DATA EXTRACT:
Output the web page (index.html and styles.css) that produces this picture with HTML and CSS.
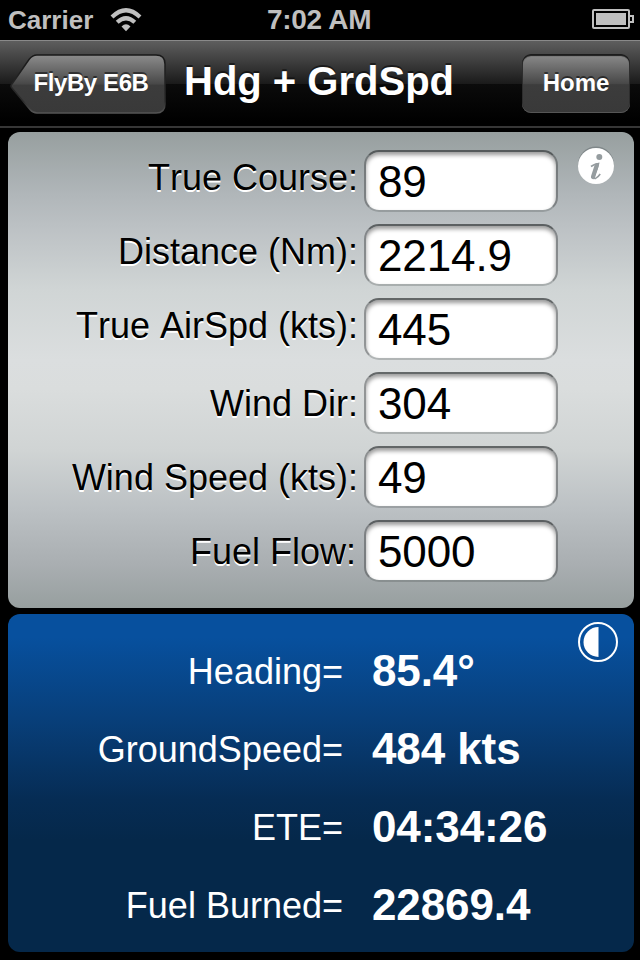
FILE: index.html
```html
<!DOCTYPE html>
<html lang="en">
<head>
  <meta charset="UTF-8">
  <meta name="viewport" content="width=device-width, initial-scale=1.0">
  <title>Hdg + GrdSpd</title>
  <link rel="stylesheet" href="styles.css">
</head>
<body>
  <div class="status-bar">
    <span class="carrier">Carrier</span>
    <svg class="wifi" width="32" height="24" viewBox="0 0 32 24">
      <g fill="none" stroke="#bfbfbf" stroke-width="4.200">
        <path d="M2 9 Q16 -4.400 30 9"/>
        <path d="M7.200 14.300 Q16 6.200 24.800 14.300"/>
      </g>
      <path d="M11.500 18.600 Q16 14 20.500 18.600 L16 23.200 Z" fill="#bfbfbf"/>
    </svg>
    <span class="time">7:02 AM</span>
    <svg class="battery" width="42" height="20" viewBox="0 0 42 20">
      <rect x="1" y="1" width="36" height="18" rx="1" fill="none" stroke="#bfbfbf" stroke-width="2"/>
      <rect x="4" y="4" width="30" height="12" fill="#bfbfbf"/>
      <path d="M38 7 H41 V13 H38" fill="none" stroke="#bfbfbf" stroke-width="2"/>
    </svg>
  </div>

  <header class="nav-bar">
    <button class="back-btn">
      <svg class="back-shape" width="158" height="62" viewBox="0 0 158 62">
        <defs>
          <linearGradient id="backFill" x1="0" y1="0" x2="0" y2="1">
            <stop offset="0" stop-color="#8c8c8c"/>
            <stop offset="0.5" stop-color="#484848"/>
            <stop offset="0.52" stop-color="#3c3c3c"/>
            <stop offset="1" stop-color="#393939"/>
          </linearGradient>
          <linearGradient id="backEdge" x1="0" y1="0" x2="0" y2="1">
            <stop offset="0" stop-color="#181818"/>
            <stop offset="0.8" stop-color="#2c2c2c"/>
            <stop offset="1" stop-color="#565656"/>
          </linearGradient>
        </defs>
        <path d="M28 1 H147 Q156 1 156 10 V50 Q156 59 147 59 H28 Q24 59 21 55.500 L3 34 Q1 32 3 30 L20 5.500 Q23.500 1 28 1 Z" fill="url(#backFill)" stroke="url(#backEdge)" stroke-width="1.500"/>
      </svg>
      <span class="back-text">FlyBy E6B</span>
    </button>
    <h1>Hdg + GrdSpd</h1>
    <button class="home-btn">Home</button>
  </header>

  <form class="inputs">
    <div class="row"><label for="course">True Course:</label><input type="text" id="course" value="89"></div>
    <div class="row"><label for="distance">Distance (Nm):</label><input type="text" id="distance" value="2214.9"></div>
    <div class="row"><label for="airspd">True AirSpd (kts):</label><input type="text" id="airspd" value="445"></div>
    <div class="row low"><label for="winddir">Wind Dir:</label><input type="text" id="winddir" value="304"></div>
    <div class="row low"><label for="windspd">Wind Speed (kts):</label><input type="text" id="windspd" value="49"></div>
    <div class="row low fuel"><label for="fuel">Fuel Flow:</label><input type="text" id="fuel" value="5000"></div>
    <svg class="info" width="38" height="40" viewBox="0 0 38 40">
      <circle cx="19" cy="18.500" r="18" fill="#7f8789"/>
      <circle cx="19" cy="20" r="18" fill="#fff"/>
      <circle cx="22.300" cy="11" r="3" fill="#959c9f"/>
      <path d="M14 20.500 Q17.500 18 21.500 17.500 Q20.300 23 17.600 28.500 Q16.300 33 18.600 32.400 Q21 31.200 23.200 28" fill="none" stroke="#959c9f" stroke-width="1.600"/>
      <path d="M19.800 19.200 L16 31" fill="none" stroke="#959c9f" stroke-width="4.200" stroke-linecap="round"/>
    </svg>
  </form>

  <section class="results">
    <dl>
      <dt>Heading=</dt><dd>85.4°</dd>
      <dt>GroundSpeed=</dt><dd>484 kts</dd>
      <dt>ETE=</dt><dd>04:34:26</dd>
      <dt>Fuel Burned=</dt><dd>22869.4</dd>
    </dl>
    <svg class="contrast" width="40" height="40" viewBox="0 0 40 40">
      <circle cx="20" cy="20" r="19" fill="none" stroke="#fff" stroke-width="2"/>
      <path d="M20.500 5 A15 15 0 0 0 20.500 35 Z" fill="#fff"/>
    </svg>
  </section>
</body>
</html>
```

FILE: styles.css
```css
* {
  box-sizing: border-box;
}

body, h1, dl, dd, form {
  margin: 0;
  padding: 0;
}

body {
  width: 640px;
  height: 960px;
  overflow: hidden;
  background-color: #000;
  font-family: "Liberation Sans", Arial, sans-serif;
}

.status-bar {
  height: 40px;
  display: flex;
  align-items: center;
  padding: 0 6px 0 8px;
  color: #bfbfbf;
  font-weight: bold;
}

.carrier {
  width: 102px;
  font-size: 26px;
}

.time {
  margin-left: 125px;
  font-size: 28px;
  letter-spacing: -0.3px;
}

.battery {
  margin-left: auto;
  margin-top: -2px;
}

.nav-bar {
  height: 88px;
  display: flex;
  align-items: flex-start;
  padding: 13px 10px 0 9px;
  border-top: 1px solid #8a8a8a;
  border-bottom: 2px solid #363636;
  background: linear-gradient(#5e5e5e 0, #1a1a1a 43px, #0b0b0b 43px, #000 80px);
}

.nav-bar h1 {
  margin-left: 17px;
  font-size: 40px;
  line-height: 54px;
  color: #fff;
  white-space: nowrap;
  text-shadow: 0 -2px 0 rgba(0, 0, 0, 0.5);
}

.nav-bar button {
  border: none;
  padding: 0;
  font-family: inherit;
  font-size: 24px;
  font-weight: bold;
  line-height: 57px;
  color: #fff;
  text-shadow: 0 -2px 0 rgba(0, 0, 0, 0.5);
}

.nav-bar .back-btn {
  position: relative;
  width: 158px;
  height: 62px;
  padding-bottom: 5px;
  background: none;
}

.back-shape {
  position: absolute;
  left: 0;
  top: 0;
}

.back-text {
  position: relative;
  display: block;
  padding-left: 6px;
  letter-spacing: -0.4px;
  white-space: nowrap;
}

.nav-bar .home-btn {
  width: 108px;
  height: 59px;
  margin-left: auto;
  padding-bottom: 2px;
  border-radius: 9px;
  background: linear-gradient(#8c8c8c, #484848 50%, #3c3c3c 52%, #393939);
  box-shadow: inset 0 2px 1px #1c1c1c, inset 0 -1px 0 #565656, inset 0 0 0 1px #303030;
}

.inputs {
  position: relative;
  width: 626px;
  height: 476px;
  margin: 4px 0 0 8px;
  padding-top: 18px;
  border-radius: 12px;
  background: linear-gradient(#979f9f, #b0b6b9 13%, #bcc1c4 20%, #d0d5d5 33%, #dbdedf 48%, #dadddd 54%, #d0d4d4 67%, #bcc1c4 79%, #a9aeb1 91%, #979f9f);
}

.row {
  display: flex;
  align-items: flex-start;
  height: 74px;
}

.row label {
  width: 352px;
  padding-right: 2px;
  text-align: right;
  font-size: 36px;
  font-kerning: none;
  line-height: 56px;
  color: #000;
  white-space: nowrap;
  text-shadow: 0 2px 0 #fff;
}

.row.low label {
  padding-top: 4px;
}

.row.fuel label {
  padding-right: 4px;
}

.row input {
  width: 194px;
  height: 62px;
  margin-left: 4px;
  padding: 1px 0 0 12px;
  border: 2px solid rgba(60, 64, 66, 0.45);
  border-top-color: rgba(60, 64, 66, 0.75);
  border-bottom-color: rgba(80, 86, 88, 0.3);
  border-radius: 15px;
  background: #fff;
  background-clip: padding-box;
  box-shadow: inset 0 3px 4px rgba(0, 0, 0, 0.4);
  font-family: inherit;
  font-size: 44px;
  letter-spacing: -0.1px;
  color: #000;
}

.info {
  position: absolute;
  left: 569px;
  top: 14px;
}

.results {
  position: relative;
  width: 626px;
  height: 338px;
  margin: 6px 0 0 8px;
  padding-top: 18px;
  border-radius: 12px;
  background: linear-gradient(#07509e, #07509e 7%, #083f7a 31%, #062c54 55%, #05284a 67%, #05284a);
  color: #fff;
}

.results dl {
  display: grid;
  grid-template-columns: 335px 1fr;
  grid-auto-rows: 78px;
  column-gap: 29px;
}

.results dt {
  text-align: right;
  font-size: 36px;
  line-height: 80px;
}

.results dd {
  font-size: 44px;
  font-weight: bold;
  letter-spacing: -0.1px;
  line-height: 78px;
}

.contrast {
  position: absolute;
  left: 570px;
  top: 8px;
}
```
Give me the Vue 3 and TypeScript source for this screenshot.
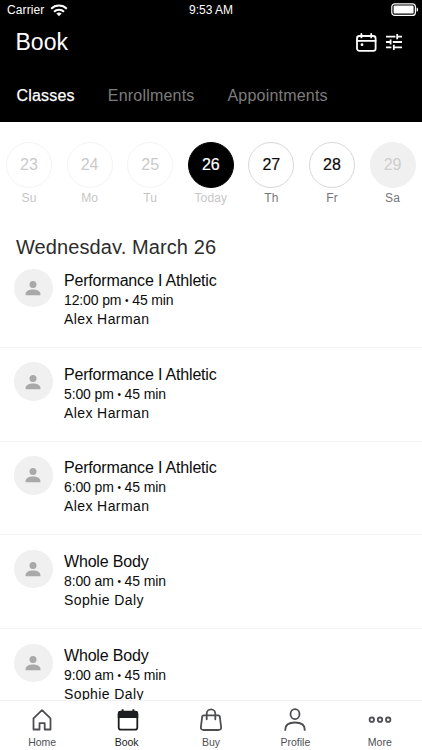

TASK DESCRIPTION: Note every line above where the string "styles" shows up, and copy those lines.

FINISHED TASK:
Output the web page (index.html and styles.css) that produces this picture with HTML and CSS.
  <link rel="stylesheet" href="styles.css">
FILE: styles.css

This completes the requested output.